TASK STATEMENT: Go through the lines below and copy each one that holds the string "size".

** START INFORMATION SUPPLIED **

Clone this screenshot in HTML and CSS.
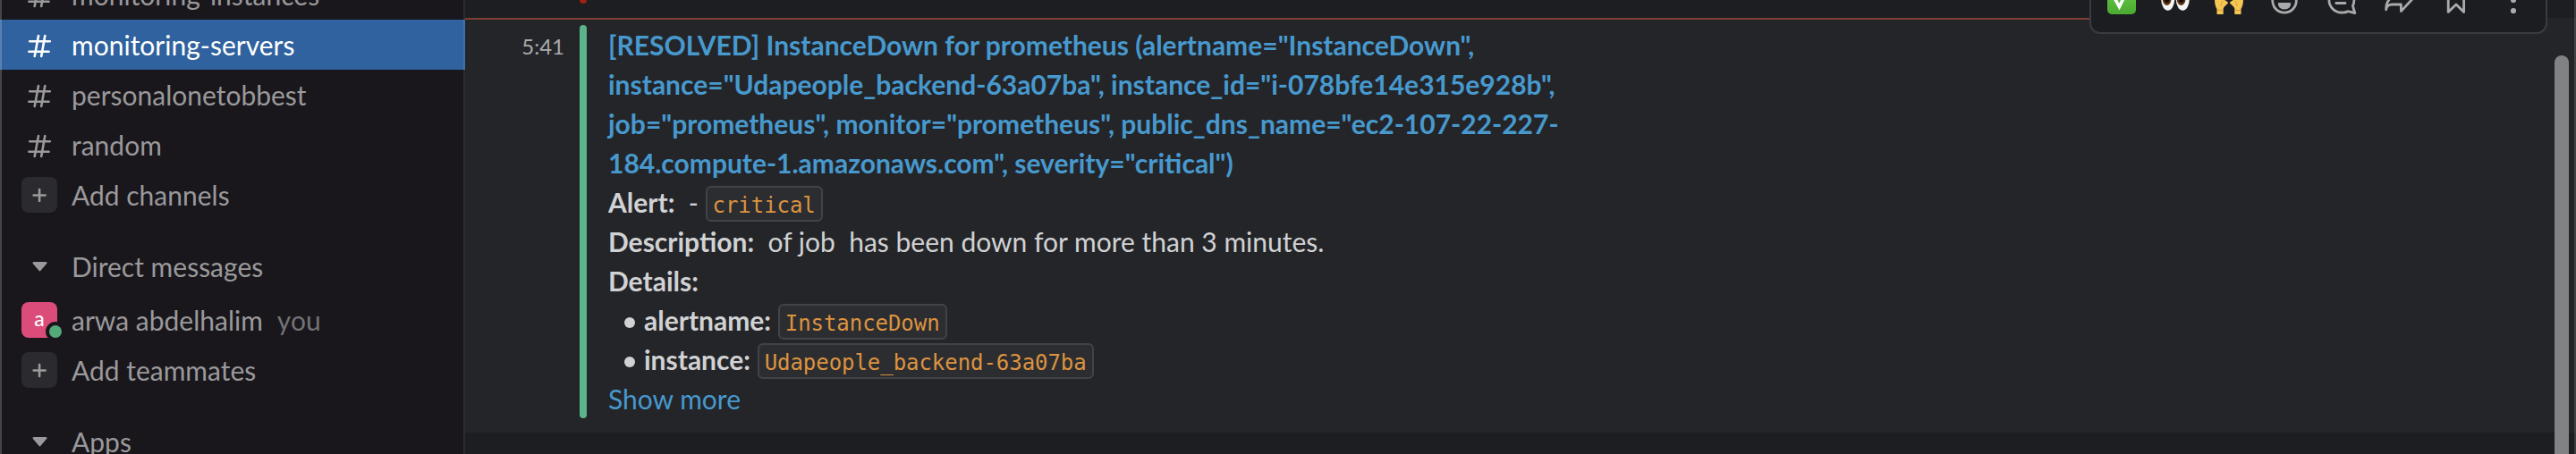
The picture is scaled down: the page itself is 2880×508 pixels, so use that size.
FILE: index.html
```html
<!DOCTYPE html>
<html lang="en">
<head>
<meta charset="utf-8">
<title>monitoring-servers</title>
<link rel="stylesheet" href="styles.css">
</head>
<body>
<svg class="defs" aria-hidden="true">
  <symbol id="hash" viewBox="0 0 40 40"><path d="M9.2 16.3H31.8M8.4 27.7H30.6M19 10L14.7 33M26.3 10L22.2 33"/></symbol>
  <symbol id="plus" viewBox="0 0 40 40"><path d="M13.6 20.5H26.6M20.1 14V27"/></symbol>
  <symbol id="caret" viewBox="0 0 40 40"><path d="M13.8 16.2H27.2L20.5 24Z" fill="currentColor"/></symbol>
</svg>
<div class="app">
  <nav class="sidebar">
    <div class="row"><svg class="icon"><use href="#hash"/></svg><span>monitoring-instances</span></div>
    <div class="row selected"><svg class="icon"><use href="#hash"/></svg><span>monitoring-servers</span></div>
    <div class="row"><svg class="icon"><use href="#hash"/></svg><span>personalonetobbest</span></div>
    <div class="row"><svg class="icon"><use href="#hash"/></svg><span>random</span></div>
    <div class="row"><svg class="icon tile"><use href="#plus"/></svg><span>Add channels</span></div>
    <div class="row heading"><svg class="icon"><use href="#caret"/></svg><span>Direct messages</span></div>
    <div class="row"><span class="avatar">a<i class="presence"></i></span><span>arwa abdelhalim</span><span class="you">you</span></div>
    <div class="row"><svg class="icon tile"><use href="#plus"/></svg><span>Add teammates</span></div>
    <div class="row heading"><svg class="icon"><use href="#caret"/></svg><span>Apps</span></div>
  </nav>
  <main class="main">
    <div class="previous"><div class="red-bar"></div></div>
    <div class="divider"></div>
    <article class="message">
      <time class="time">5:41</time>
      <div class="green-bar"></div>
      <div class="attachment">
        <a class="title">[RESOLVED] InstanceDown for prometheus (alertname="InstanceDown", instance="Udapeople_backend-63a07ba", instance_id="i-078bfe14e315e928b", job="prometheus", monitor="prometheus", public_dns_name="ec2-107-22-227-184.compute-1.amazonaws.com", severity="critical")</a>
        <p class="line"><b>Alert:</b>  - <code>critical</code></p>
        <p class="line"><b>Description:</b>  of job  has been down for more than 3 minutes.</p>
        <p class="line"><b>Details:</b></p>
        <p class="line item"><i class="bullet"></i><b>alertname:</b> <code>InstanceDown</code></p>
        <p class="line item"><i class="bullet"></i><b>instance:</b> <code>Udapeople_backend-63a07ba</code></p>
        <a class="line more">Show more</a>
      </div>
    </article>
    <div class="toolbar">
      <span class="emoji"><svg viewBox="-16 -16 32 32"><defs><linearGradient id="g" x1="0" y1="0" x2="0" y2="1"><stop offset="0" stop-color="#6ccb4b"/><stop offset="1" stop-color="#49ab30"/></linearGradient></defs><rect x="-16" y="-16" width="32" height="32" rx="5" fill="url(#g)"/><path d="M-10 -6L-2.6 7.5L8 -14" fill="none" stroke="#fff" stroke-width="3.6"/></svg></span>
      <span class="emoji"><svg viewBox="-16 -16 32 32"><ellipse cx="-8.3" cy="-1" rx="7.5" ry="12.8" fill="#f5f5f5"/><ellipse cx="8.3" cy="-1" rx="7.5" ry="12.8" fill="#f5f5f5"/><ellipse cx="-9.4" cy="-.5" rx="4.8" ry="6.4" fill="#5c3213"/><ellipse cx="6.6" cy="-.5" rx="4.8" ry="6.4" fill="#5c3213"/><ellipse cx="-9.2" cy="-1" rx="2.8" ry="4" fill="#160b05"/><ellipse cx="6.8" cy="-1" rx="2.8" ry="4" fill="#160b05"/></svg></span>
      <span class="emoji"><svg viewBox="-16 -16 32 32"><g id="hand"><path d="M-13.5 16V10C-15.3 7 -16 4 -16 -1V-12C-12 -16 -7 -15 -5 -11V0C-3.5 .5 -2 1.5 -.8 3.2C-2.5 5.5 -5.5 7 -6.3 9.5V16Z" fill="#f6c653"/><path d="M-6.5 1C-8 2.5 -9 4.5 -9 7M-13.3 10.5C-11.5 12 -8.5 12 -6.4 10.5" fill="none" stroke="#d99a2b" stroke-width="1"/></g><use href="#hand" transform="scale(-1 1)"/></svg></span>
      <span class="tool"><svg viewBox="-16 -16 32 32"><circle cy=".8" r="13.3"/><path d="M-6.2 4H6.2C6 7.6 3.4 9.4 0 9.4S-6 7.6 -6.2 4Z" fill="currentColor" stroke-width="2"/><path d="M-4.8 -6V-2M4.8 -6V-2"/></svg></span>
      <span class="tool"><svg viewBox="-16 -16 32 32"><path d="M13.9 0A14 14 0 1 0 0 14C3 14.2 4.8 13.8 6.8 12.7C9.3 13.2 12 14 14.8 14.6C14 11.5 13 9.5 12.5 6.5C13.4 4.6 13.9 2.5 13.9 0ZM-6.2 3.5H4M-6.2 -3.5H6"/></svg></span>
      <span class="tool"><svg viewBox="-16 -16 32 32"><path d="M-14.3 10.8C-14 7 -11 4.8 -7 5H2.4V12.6L15 -1L2.4 -13V-5.5C-8 -5.5 -14.5 0 -14.3 10.8Z"/></svg></span>
      <span class="tool"><svg viewBox="-16 -16 32 32"><path d="M-8.8 -14V13.4L0 5L8.6 13.4V-14Z"/></svg></span>
      <span class="tool"><svg viewBox="-16 -16 32 32"><g fill="currentColor" stroke="none"><circle cy="-12" r="3.1"/><circle cy="0" r="3.1"/><circle cy="12" r="3.1"/></g></svg></span>
    </div>
    <div class="scrollbar"></div>
  </main>
</div>
</body>
</html>
```
FILE: styles.css
```css
* { box-sizing: border-box; }
body {
  margin: 0;
  overflow: hidden;
  background: #1d1e22;
  color: #d1d2d3;
  font: 30px/44px Lato, "Liberation Sans", sans-serif;
}
.defs { display: none; }
.app {
  position: relative;
  display: flex;
  height: 508px;
  overflow: hidden;
}
.app::before,
.app::after {
  content: "";
  position: absolute;
  z-index: 3;
  top: 0;
  bottom: 0;
  left: 0;
  width: 2px;
  background: rgba(255, 255, 255, .2);
}
.app::after {
  left: auto;
  right: 0;
  background: rgba(255, 255, 255, .14);
}

/* Sidebar */
.sidebar {
  position: relative;
  flex: 0 0 520px;
  background: #19171c;
  color: #9a999b;
}
.sidebar::after {
  content: "";
  position: absolute;
  top: 0;
  right: 0;
  bottom: 0;
  width: 2px;
  background: rgba(255, 255, 255, .09);
}
.row {
  display: flex;
  align-items: center;
  height: 56px;
  padding-left: 24px;
  white-space: nowrap;
}
.row:first-child { margin-top: -34px; }
.selected { background: #2f629e; color: #fff; }
.heading { margin: 24px 0 4px; }
.icon {
  flex: none;
  width: 40px;
  height: 40px;
  margin-right: 16px;
  fill: none;
  stroke: currentColor;
  stroke-width: 2.6;
  stroke-linecap: round;
  stroke-linejoin: round;
}
.tile { border-radius: 8px; background: #2b2a2f; }
.avatar {
  position: relative;
  width: 40px;
  height: 40px;
  margin-right: 16px;
  border-radius: 8px;
  background: #db4c7b;
  color: #fff;
  font-size: 23px;
  font-weight: 500;
  line-height: 36px;
  text-align: center;
}
.presence {
  position: absolute;
  right: -9px;
  bottom: -4px;
  width: 22px;
  height: 22px;
  border: 4px solid #19171c;
  border-radius: 50%;
  background: #55aa7a;
}
.you { margin-left: 16px; color: #737276; }

/* Messages */
.main {
  position: relative;
  flex: 1;
  min-width: 0;
}
.previous {
  height: 20px;
  padding-left: 128px;
}
.red-bar {
  width: 8px;
  height: 4px;
  border-radius: 0 0 4px 4px;
  background: #a0200f;
}
.divider {
  height: 2px;
  background: linear-gradient(90deg, #7d3e34 1840px, #242529 1840px);
}
.message {
  display: flex;
  height: 462px;
  padding: 6px 0 16px;
  background: #242529;
}
.time {
  width: 111px;
  margin-right: 17px;
  padding-top: 2px;
  color: #a9aaac;
  font-size: 24px;
  text-align: right;
}
.green-bar {
  width: 8px;
  margin-right: 24px;
  border-radius: 4px;
  background: #5bb48a;
}
.attachment { width: 1080px; }
.title {
  display: block;
  color: #4799ce;
  font-weight: 700;
}
.line {
  display: block;
  height: 44px;
  margin: 0;
  white-space: pre;
}
.more { color: #4799ce; }
code {
  padding: 6px 6px 2px;
  border: 2px solid #424347;
  border-radius: 6px;
  background: #2b2d30;
  color: #dd9340;
  font: 24px/28px "DejaVu Sans Mono", monospace;
  letter-spacing: -.05px;
}
.item { padding-left: 18px; }
.bullet {
  display: inline-block;
  width: 12px;
  height: 12px;
  margin-right: 10px;
  border-radius: 50%;
  background: #d1d2d3;
  vertical-align: 3px;
}

/* Hover actions */
.toolbar {
  position: absolute;
  top: -38px;
  left: 1816px;
  display: flex;
  align-items: center;
  width: 512px;
  height: 76px;
  padding: 0 4px;
  border: 2px solid #3b3c40;
  border-radius: 12px;
  background: #1c1d20;
  color: #a9aaac;
}
.emoji,
.tool {
  display: flex;
  flex: 0 0 60px;
  justify-content: center;
}
.tool { flex-basis: 64px; }
.toolbar svg { width: 32px; height: 32px; overflow: visible; }
.tool svg {
  fill: none;
  stroke: currentColor;
  stroke-width: 2.8;
  stroke-linejoin: round;
  stroke-linecap: round;
}
.scrollbar {
  position: absolute;
  top: 62px;
  right: 8px;
  bottom: -20px;
  width: 16px;
  border-radius: 8px;
  background: #818284;
}
```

** END INFORMATION SUPPLIED **

WRITTEN RESPONSE:
The picture is scaled down: the page itself is 2880×508 pixels, so use that size.
  font-size: 23px;
  font-size: 24px;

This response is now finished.